## [TASK STATEMENT]
Search the material below for the word "styles" and copy every line in which it occurs.

## [AVAILABLE DATA]
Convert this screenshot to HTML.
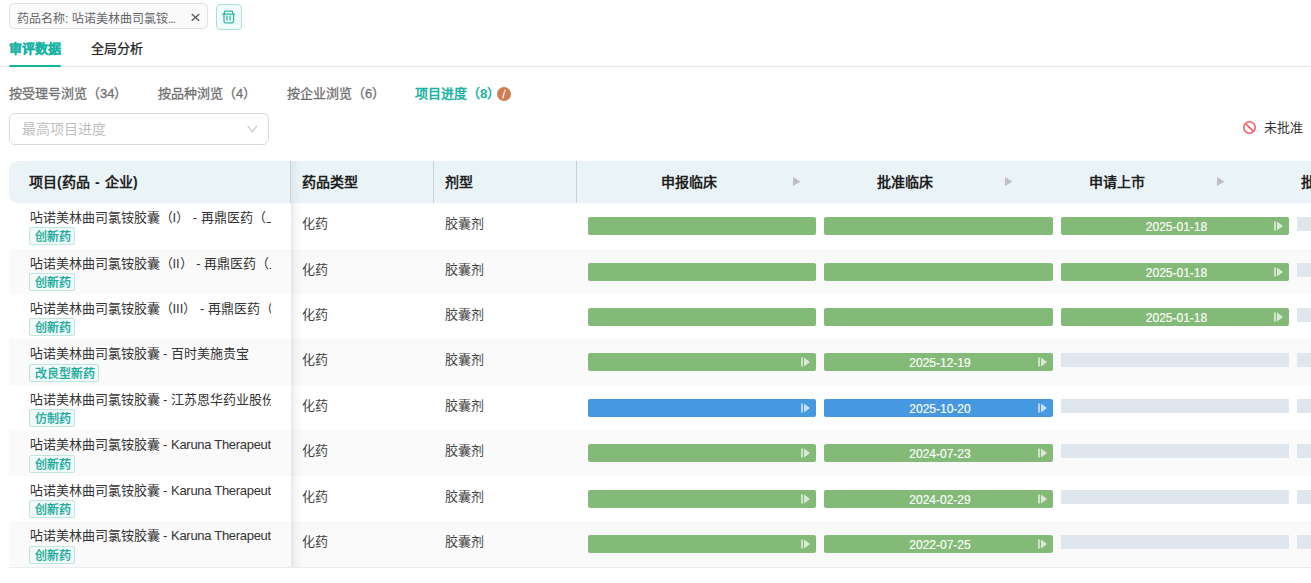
--
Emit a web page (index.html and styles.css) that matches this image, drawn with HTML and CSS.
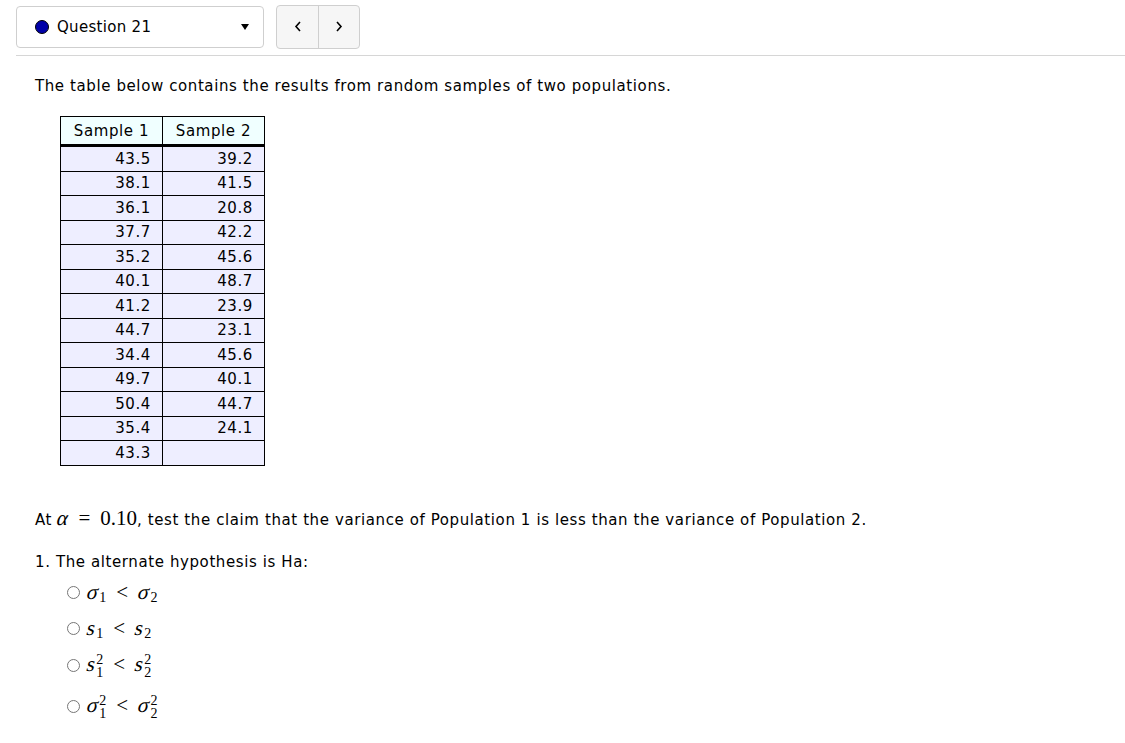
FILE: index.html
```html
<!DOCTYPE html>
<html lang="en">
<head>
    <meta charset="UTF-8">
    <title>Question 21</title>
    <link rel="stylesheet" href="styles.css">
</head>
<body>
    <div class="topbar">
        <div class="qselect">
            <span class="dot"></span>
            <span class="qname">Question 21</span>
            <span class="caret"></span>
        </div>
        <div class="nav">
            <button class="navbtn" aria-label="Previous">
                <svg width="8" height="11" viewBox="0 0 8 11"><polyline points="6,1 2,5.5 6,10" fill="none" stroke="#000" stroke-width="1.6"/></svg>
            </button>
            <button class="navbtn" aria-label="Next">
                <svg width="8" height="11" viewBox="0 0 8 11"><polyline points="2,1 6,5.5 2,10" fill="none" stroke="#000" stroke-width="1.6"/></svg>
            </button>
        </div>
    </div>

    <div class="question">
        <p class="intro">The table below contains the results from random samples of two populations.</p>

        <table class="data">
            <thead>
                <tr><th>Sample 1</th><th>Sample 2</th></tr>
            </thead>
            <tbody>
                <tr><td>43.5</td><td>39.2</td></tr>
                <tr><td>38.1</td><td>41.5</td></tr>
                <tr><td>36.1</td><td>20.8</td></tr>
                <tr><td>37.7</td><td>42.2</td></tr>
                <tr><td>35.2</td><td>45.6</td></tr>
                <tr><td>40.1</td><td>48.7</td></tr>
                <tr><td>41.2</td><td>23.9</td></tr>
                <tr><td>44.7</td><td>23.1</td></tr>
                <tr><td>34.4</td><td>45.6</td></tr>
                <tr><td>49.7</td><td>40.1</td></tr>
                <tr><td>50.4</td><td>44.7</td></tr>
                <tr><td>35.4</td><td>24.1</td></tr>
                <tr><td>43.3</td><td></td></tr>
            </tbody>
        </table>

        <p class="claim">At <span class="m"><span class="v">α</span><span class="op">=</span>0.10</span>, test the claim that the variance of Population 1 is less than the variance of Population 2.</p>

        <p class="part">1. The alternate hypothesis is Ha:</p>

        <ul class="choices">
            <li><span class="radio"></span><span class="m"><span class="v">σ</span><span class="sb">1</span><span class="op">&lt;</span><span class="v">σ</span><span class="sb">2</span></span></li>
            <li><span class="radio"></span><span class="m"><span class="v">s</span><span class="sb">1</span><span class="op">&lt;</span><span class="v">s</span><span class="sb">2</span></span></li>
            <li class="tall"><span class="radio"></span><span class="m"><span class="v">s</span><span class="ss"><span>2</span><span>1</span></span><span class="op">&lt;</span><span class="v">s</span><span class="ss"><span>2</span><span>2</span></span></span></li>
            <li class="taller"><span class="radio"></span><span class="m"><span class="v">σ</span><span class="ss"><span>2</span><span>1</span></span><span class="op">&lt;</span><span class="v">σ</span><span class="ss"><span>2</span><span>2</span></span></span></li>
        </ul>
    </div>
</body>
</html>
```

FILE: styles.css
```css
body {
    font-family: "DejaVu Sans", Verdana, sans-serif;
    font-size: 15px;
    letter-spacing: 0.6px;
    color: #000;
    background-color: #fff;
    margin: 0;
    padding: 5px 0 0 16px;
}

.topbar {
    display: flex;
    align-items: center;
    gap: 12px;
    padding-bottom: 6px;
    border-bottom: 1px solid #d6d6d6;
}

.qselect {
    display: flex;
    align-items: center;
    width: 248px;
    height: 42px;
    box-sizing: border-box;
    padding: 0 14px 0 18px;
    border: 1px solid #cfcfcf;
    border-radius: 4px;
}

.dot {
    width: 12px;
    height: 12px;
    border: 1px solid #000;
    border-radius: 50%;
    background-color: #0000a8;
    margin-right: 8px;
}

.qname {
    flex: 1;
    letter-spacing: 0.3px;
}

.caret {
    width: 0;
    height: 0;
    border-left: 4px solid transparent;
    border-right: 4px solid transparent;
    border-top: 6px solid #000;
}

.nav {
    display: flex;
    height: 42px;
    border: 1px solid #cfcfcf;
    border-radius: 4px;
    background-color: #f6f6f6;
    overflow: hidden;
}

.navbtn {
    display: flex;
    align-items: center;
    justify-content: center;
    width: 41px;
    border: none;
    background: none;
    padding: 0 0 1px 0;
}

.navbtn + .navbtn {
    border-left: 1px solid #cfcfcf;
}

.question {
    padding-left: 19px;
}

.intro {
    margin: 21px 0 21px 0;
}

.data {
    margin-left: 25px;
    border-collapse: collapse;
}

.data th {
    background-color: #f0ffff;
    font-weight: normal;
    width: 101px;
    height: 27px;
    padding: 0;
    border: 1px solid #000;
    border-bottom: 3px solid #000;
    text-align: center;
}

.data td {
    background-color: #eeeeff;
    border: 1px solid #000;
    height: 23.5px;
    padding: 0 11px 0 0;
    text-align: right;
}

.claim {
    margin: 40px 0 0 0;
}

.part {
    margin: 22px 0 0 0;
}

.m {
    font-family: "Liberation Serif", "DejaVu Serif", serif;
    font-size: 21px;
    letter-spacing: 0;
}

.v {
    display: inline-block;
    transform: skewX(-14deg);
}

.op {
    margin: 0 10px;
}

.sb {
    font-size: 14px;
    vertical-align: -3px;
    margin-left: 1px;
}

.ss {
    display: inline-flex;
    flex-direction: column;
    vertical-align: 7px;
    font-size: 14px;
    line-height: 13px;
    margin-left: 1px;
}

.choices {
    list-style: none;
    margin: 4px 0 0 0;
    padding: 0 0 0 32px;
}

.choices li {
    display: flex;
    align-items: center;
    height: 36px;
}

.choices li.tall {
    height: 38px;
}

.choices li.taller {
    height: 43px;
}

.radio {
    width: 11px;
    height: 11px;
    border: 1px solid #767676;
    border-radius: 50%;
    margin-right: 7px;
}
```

## [TASK RESPONSE]
Emit a web page (index.html and styles.css) that matches this image, drawn with HTML and CSS.
    <link rel="stylesheet" href="styles.css">
FILE: styles.css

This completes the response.